— START OF Dataset excerpt —

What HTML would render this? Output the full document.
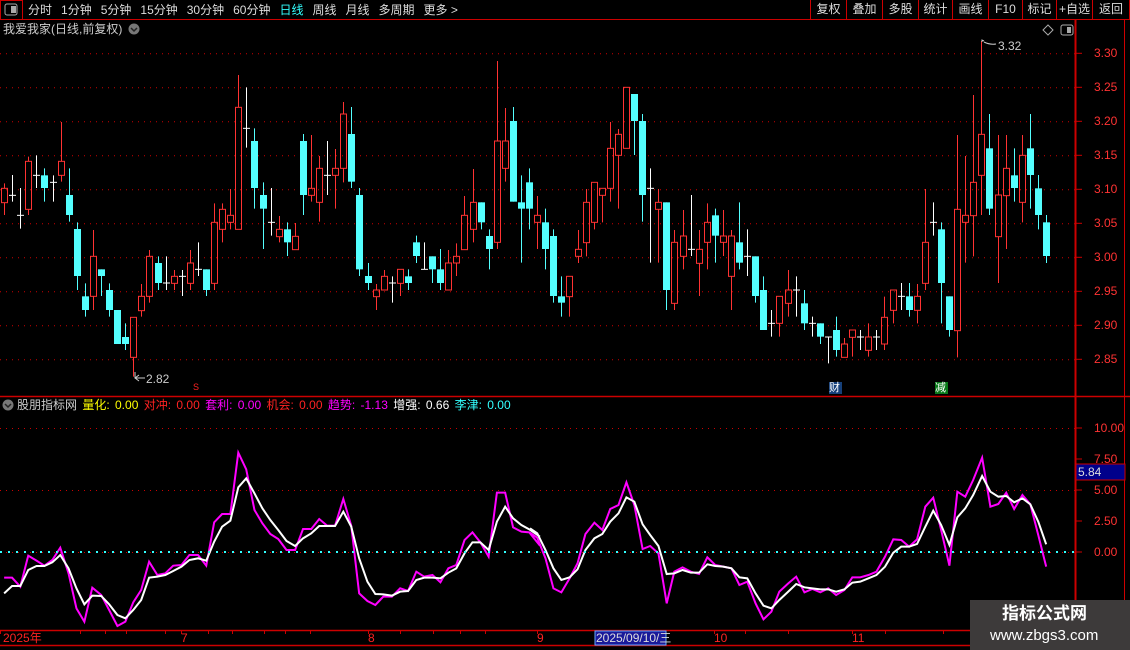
<!DOCTYPE html>
<html><head><meta charset="utf-8"><style>
*{margin:0;padding:0;box-sizing:border-box}
body{width:1130px;height:650px;background:#000;overflow:hidden;position:relative;font-family:"Liberation Sans","Noto Sans CJK SC",sans-serif;color:#ccc}
.t{position:absolute;white-space:nowrap;font-size:12px;line-height:14px}
#tb span{margin-right:9px}
.btn{position:absolute;top:0;height:19px;border-left:1px solid #c00;color:#ddd;font-size:12px;line-height:19px;text-align:center}
</style></head><body>
<svg id="s" width="1130" height="650" style="position:absolute;left:0;top:0">
<rect x="0.5" y="0.5" width="22" height="19" fill="none" stroke="#c00"/>
<rect x="5" y="4" width="12" height="11" rx="2" fill="none" stroke="#aaa"/>
<rect x="11" y="6" width="5" height="7" fill="#aaa"/>
<line x1="0" y1="19.5" x2="1130" y2="19.5" stroke="#c00"/>
<line x1="1075.5" y1="20" x2="1075.5" y2="645" stroke="#c00" stroke-width="2"/>
<line x1="1124.5" y1="20" x2="1124.5" y2="645" stroke="#c00"/>
<line x1="0" y1="396.5" x2="1130" y2="396.5" stroke="#c00" stroke-width="1.5"/>
<line x1="0" y1="630.5" x2="1130" y2="630.5" stroke="#c00" stroke-width="1.5"/>
<line x1="0" y1="645.5" x2="1130" y2="645.5" stroke="#c00" stroke-width="1.5"/>
<g id="grid" stroke="#c00" stroke-dasharray="1 5"></g>
<g id="cand"></g>
<g transform="translate(0,440) scale(0.34435,0.33333)" fill="none" stroke-width="2" vector-effect="non-scaling-stroke">
<polyline vector-effect="non-scaling-stroke" stroke="#ff00ff" stroke-width="2" points="12,413 35,413 59,440 82,347 106,362 129,377 152,360 175,323 199,400 222,505 245,545 268,443 294,465 317,510 341,558 364,545 387,487 410,450 433,365 457,405 480,400 503,377 527,375 550,345 575,345 599,377 622,247 645,222 669,222 692,38 715,88 739,210 762,250 785,282 808,297 832,330 857,330 880,267 904,267 927,237 950,257 973,257 997,177 1020,257 1043,460 1067,483 1090,495 1113,470 1138,470 1162,445 1185,453 1209,395 1232,410 1256,405 1279,427 1302,385 1325,375 1349,300 1372,277 1395,307 1419,350 1443,158 1467,158 1490,262 1514,275 1537,277 1568,317"/>
<polyline vector-effect="non-scaling-stroke" stroke="#fff" stroke-width="2" points="12,460 35,438 59,438 82,390 106,378 129,378 152,367 175,345 199,385 222,445 245,493 268,467 294,468 317,493 341,525 364,535 387,510 410,480 433,413 457,410 480,405 503,393 527,380 550,360 575,355 599,362 622,305 645,260 669,242 692,142 715,115 739,160 762,205 785,240 808,270 832,303 857,318 880,295 904,280 927,258 950,258 973,258 997,215 1020,260 1043,355 1067,425 1090,462 1113,463 1138,467 1162,455 1185,453 1209,420 1232,413 1256,413 1279,415 1302,398 1325,385 1349,340 1372,307 1395,307 1419,330 1443,245 1467,200 1490,235 1514,255 1537,268 1568,290"/>
</g>
<g transform="translate(530,440) scale(0.34435,0.33333)" fill="none">
<polyline vector-effect="non-scaling-stroke" stroke="#ff00ff" stroke-width="2" points="0,278 21,293 45,355 68,445 91,457 115,415 138,370 161,282 187,248 210,270 233,207 257,195 280,127 303,195 327,327 349,318 373,340 397,490 419,395 443,382 467,395 491,402 515,352 538,375 561,380 585,385 608,435 631,425 655,490 678,538 701,515 724,455 750,430 773,410 797,457 820,447 843,457 866,445 889,465 913,450 936,412 959,412 983,405 1006,395 1031,350 1055,298 1078,300 1101,320 1124,298 1148,200 1171,173 1194,270 1218,377 1241,155 1264,170 1287,120 1313,53 1337,200 1360,192 1383,158 1406,207 1430,165 1453,193 1476,285 1499,380"/>
<polyline vector-effect="non-scaling-stroke" stroke="#fff" stroke-width="2" points="0,265 21,280 45,330 68,385 91,420 115,412 138,388 161,330 187,295 210,282 233,245 257,220 280,172 303,185 327,253 349,285 373,318 397,402 419,400 443,390 467,398 491,398 515,373 538,378 561,380 585,385 608,412 631,415 655,460 678,497 701,505 724,480 750,455 773,432 797,442 820,445 843,448 866,448 889,455 913,448 936,428 959,425 983,415 1006,405 1031,380 1055,338 1078,320 1101,320 1124,312 1148,260 1171,212 1194,255 1218,315 1241,232 1264,205 1287,165 1313,108 1337,155 1360,170 1383,168 1406,187 1430,175 1453,193 1476,245 1499,313"/>
</g>
<line x1="0" y1="552" x2="1075" y2="552" stroke="#3ff" stroke-width="2" stroke-dasharray="2 6"/>
<path d="M135 372 V378 H145 M135 378 l4 -3 M135 378 l4 3" stroke="#ccc" fill="none"/>
<path d="M982 42 V40 L984 41 M984 42 q6 3 12 2" stroke="#ccc" fill="none"/>
<g id="axt" stroke="#c00"></g>
<rect x="1076" y="464" width="49" height="16" fill="#00008b" stroke="#c00"/>
<rect x="595" y="631" width="71" height="14" fill="#1a1a9a" stroke="#6af"/>
<rect x="829" y="382" width="13" height="12" fill="#16407a"/>
<rect x="935" y="382" width="13" height="12" fill="#0a7a1a"/>
<path d="M1043 30 l5 -5 l5 5 l-5 5z" fill="none" stroke="#aaa"/>
<rect x="1061" y="25" width="12" height="10" rx="2" fill="none" stroke="#aaa"/>
<rect x="1067" y="27" width="4" height="6" fill="#aaa"/>
<circle cx="8" cy="405" r="5.5" fill="#777"/><path d="M5 404 l3 3 l3 -3" stroke="#222" fill="none" stroke-width="1.5"/>
<circle cx="134" cy="29" r="5.5" fill="#777"/><path d="M131 28 l3 3 l3 -3" stroke="#222" fill="none" stroke-width="1.5"/>
<rect x="970" y="600" width="160" height="50" fill="#3d3a3a"/>
</svg>
<div class="t" id="tb" style="left:28px;top:3px;color:#ddd"><span>分时</span><span>1分钟</span><span>5分钟</span><span>15分钟</span><span>30分钟</span><span>60分钟</span><span style="color:#3ff">日线</span><span>周线</span><span>月线</span><span>多周期</span><span>更多 &gt;</span></div>
<div class="btn" style="left:810px;width:36px">复权</div>
<div class="btn" style="left:846px;width:36px">叠加</div>
<div class="btn" style="left:882px;width:36px">多股</div>
<div class="btn" style="left:918px;width:34px">统计</div>
<div class="btn" style="left:952px;width:36px">画线</div>
<div class="btn" style="left:988px;width:34px">F10</div>
<div class="btn" style="left:1022px;width:34px">标记</div>
<div class="btn" style="left:1056px;width:36px">+自选</div>
<div class="btn" style="left:1092px;width:38px;border-right:1px solid #c00">返回</div>
<div class="t" style="left:3px;top:22px;color:#ccc">我爱我家(日线,前复权)</div>
<div class="t" style="left:146px;top:372px;color:#ccc">2.82</div>
<div class="t" style="left:998px;top:39px;color:#ccc">3.32</div>
<div class="t" style="left:193px;top:382px;color:#f22;font-size:9px;line-height:10px">S</div>
<div class="t" style="left:829px;top:381px;color:#fff;font-size:11px">财</div>
<div class="t" style="left:935px;top:381px;color:#fff;font-size:11px">减</div>
<div class="t" style="left:17px;top:398px;color:#ccc;word-spacing:2px">股朋指标网 <span style="color:#ff0">量化: 0.00</span> <span style="color:#f22">对冲: 0.00</span> <span style="color:#f0f">套利: 0.00</span> <span style="color:#f22">机会: 0.00</span> <span style="color:#f0f">趋势: -1.13</span> <span style="color:#fff">增强: 0.66</span> <span style="color:#3ff">李津: 0.00</span></div>
<div id="lab"></div>
<div class="t" style="left:1078px;top:465px;color:#ddd">5.84</div>
<div class="t" style="left:3px;top:631px;color:#f22">2025年</div>
<div class="t" style="left:181px;top:631px;color:#f22">7</div>
<div class="t" style="left:368px;top:631px;color:#f22">8</div>
<div class="t" style="left:537px;top:631px;color:#f22">9</div>
<div class="t" style="left:596px;top:631px;color:#ddd">2025/09/10/三</div>
<div class="t" style="left:714px;top:631px;color:#f22">10</div>
<div class="t" style="left:852px;top:631px;color:#f22">11</div>
<div class="t" style="left:1002px;top:604px;color:#fff;font-size:17px;line-height:20px;font-weight:bold">指标公式网</div>
<div class="t" style="left:990px;top:627px;color:#fff;font-size:15px;line-height:18px">www.zbgs3.com</div>
<script>
var NS="http://www.w3.org/2000/svg";
function el(p,t,a){var e=document.createElementNS(NS,t);for(var k in a)e.setAttribute(k,a[k]);p.appendChild(e);return e}
var g=document.getElementById('grid'),ax=document.getElementById('axt'),lab=document.getElementById('lab');
var h='';
for(var i=0;i<10;i++){var p=3.30-i*0.05,y=53.3+i*34;
el(g,'line',{x1:0,y1:y+.5,x2:1075,y2:y+.5});el(ax,'line',{x1:1075,y1:y,x2:1082,y2:y});
h+='<div class="t" style="left:1094px;top:'+(y-7)+'px;color:#f33">'+p.toFixed(2)+'</div>';}
var iv=[[10,428],[7.5,459],[5,490],[2.5,521],[0,552]];
iv.forEach(function(v){if(v[0]%5==0)el(g,'line',{x1:0,y1:v[1]+.5,x2:1075,y2:v[1]+.5});el(ax,'line',{x1:1075,y1:v[1],x2:1082,y2:v[1]});
h+='<div class="t" style="left:1094px;top:'+(v[1]-7)+'px;color:#f33">'+v[0].toFixed(2)+'</div>';});
[0,80,105,126,165,181,208,232,264,285,310,368,400,433,460,485,537,595,664,714,745,788,852,885,943].forEach(function(x){el(ax,'line',{x1:x+.5,y1:631,x2:x+.5,y2:634})});
lab.innerHTML=h;
var C=[["r",385,428,370,465],["w",406,406,345,425],["w",466,466,384,506],["r",304,448,290,465],["w",346,346,286,384],["c",346,384,325,425],["w",367,367,346,425],["r",304,346,186,365],["c",405,465,325,485],["c",507,648,487,690],["c",709,750,670,770],["r",589,709,510,750],["c",628,648,628,708],["c",690,750,670,770],["c",750,852,750,852],["c",831,852,790,870],["r",772,892,772,950],["r",709,752,672,770],["r",589,709,570,728],["c",609,669,589,690],["w",669,669,589,690],["r",649,670,630,690],["w",649,649,630,708],["r",609,670,570,690],["w",628,628,547,648],["c",628,690,628,708],["r",487,670,430,690],["r",448,508,430,547],["r",466,487,387,508],["r",142,508,45,508],["w",205,205,82,263],["c",243,384,205,446],["c",405,446,367,567],["w",487,487,384,527],["r",508,530,468,547],["c",508,547,487,588],["r",529,569,489,569],["c",243,405,222,465],["r",385,406,225,425],["r",325,427,288,485],["w",346,346,243,405],["r",325,346,267,446],["r",162,325,126,367],["c",222,365,141,384],["c",405,628,384,648],["c",648,669,609,690],["r",690,710,672,750],["r",649,690,630,690],["w",669,669,649,728],["r",628,670,628,708],["c",649,669,628,690],["c",547,588,527,609],["w",628,628,547,628],["c",589,628,589,669],["c",628,669,567,690],["r",609,690,570,690],["r",589,609,550,648],["r",466,569,408,569],["r",427,508,327,547],["c",427,487,427,508],["c",528,567,508,628],["r",243,547,3,567],["r",243,325,144,365],["c",183,425,141,425],["c",427,446,346,608],["c",367,446,325,508],
["r",466,487,408,567],["c",487,567,446,628],["c",528,708,508,728],["c",709,728,649,770],["r",649,710,649,770],["r",568,589,510,609],["r",427,548,387,589],["r",367,487,367,508],["r",385,406,385,487],["r",265,385,186,425],["r",223,286,207,446],["r",82,265,82,265],["c",102,183,102,285],["c",183,405,162,485],["w",385,385,325,608],["r",427,448,387,608],["c",427,690,427,750],["r",547,730,510,750],["r",528,589,450,628],["w",568,568,405,588],["r",568,610,510,708],["r",487,547,430,628],["c",466,527,446,608],["r",528,547,450,588],["r",528,649,510,750],["c",547,608,427,628],["w",589,589,508,648],["c",589,708,589,728],["c",690,810,649,810],["w",790,790,750,830],["r",709,790,709,830],["r",690,730,630,770],["w",690,690,649,770],["c",730,790,690,810],["w",790,790,770,830],["c",790,830,790,852],["w",831,831,831,910],["c",810,870,770,890],["r",852,892,834,892],["r",810,832,810,890],["w",831,831,810,870],["r",831,871,790,890],["w",831,831,810,870],["r",772,852,710,870],["r",690,751,690,790],["w",709,709,669,750],["c",709,750,669,770],["r",709,751,672,790],["r",547,670,387,690],["w",487,487,427,527],["c",508,669,487,790],["c",709,810,709,830],["r",448,812,225,892],["r",466,487,288,608],["r",367,467,105,589],["r",223,346,-57,465],["c",265,446,162,465],["r",405,530,225,669],["r",325,407,225,567],["c",346,384,265,425],["r",286,427,225,487],["c",265,345,162,446],["c",385,465,345,508],["c",487,588,465,609]];
var cg=document.getElementById('cand');
C.forEach(function(c,i){var x=Math.round(4.1+i*8.077)+.5;var yy=function(z){return 60+z/3};
var t=yy(c[1]),b=yy(c[2]),hi=yy(c[3]),lo=yy(c[4]);
if(c[0]=='r'){el(cg,'line',{x1:x,y1:hi,x2:x,y2:t,stroke:'#ff3232'});el(cg,'line',{x1:x,y1:b,x2:x,y2:lo,stroke:'#ff3232'});el(cg,'rect',{x:x-3,y:t,width:6,height:Math.max(b-t,1),fill:'none',stroke:'#ff3232'});}
else if(c[0]=='c'){el(cg,'line',{x1:x,y1:hi,x2:x,y2:lo,stroke:'#54ffff'});el(cg,'rect',{x:x-3.5,y:t,width:7,height:Math.max(b-t,2),fill:'#54ffff'});}
else{el(cg,'line',{x1:x,y1:hi,x2:x,y2:lo,stroke:'#fff'});el(cg,'line',{x1:x-3.5,y1:t,x2:x+3.5,y2:t,stroke:'#fff'});}});
</script>
</body></html>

— END OF Dataset excerpt —

The problem: Which lines contain "document"? Show each of them.

Problem solution:
What HTML would render this? Output the full document.
function el(p,t,a){var e=document.createElementNS(NS,t);for(var k in a)e.setAttribute(k,a[k]);p.appendChild(e);return e}
var g=document.getElementById('grid'),ax=document.getElementById('axt'),lab=document.getElementById('lab');
var cg=document.getElementById('cand');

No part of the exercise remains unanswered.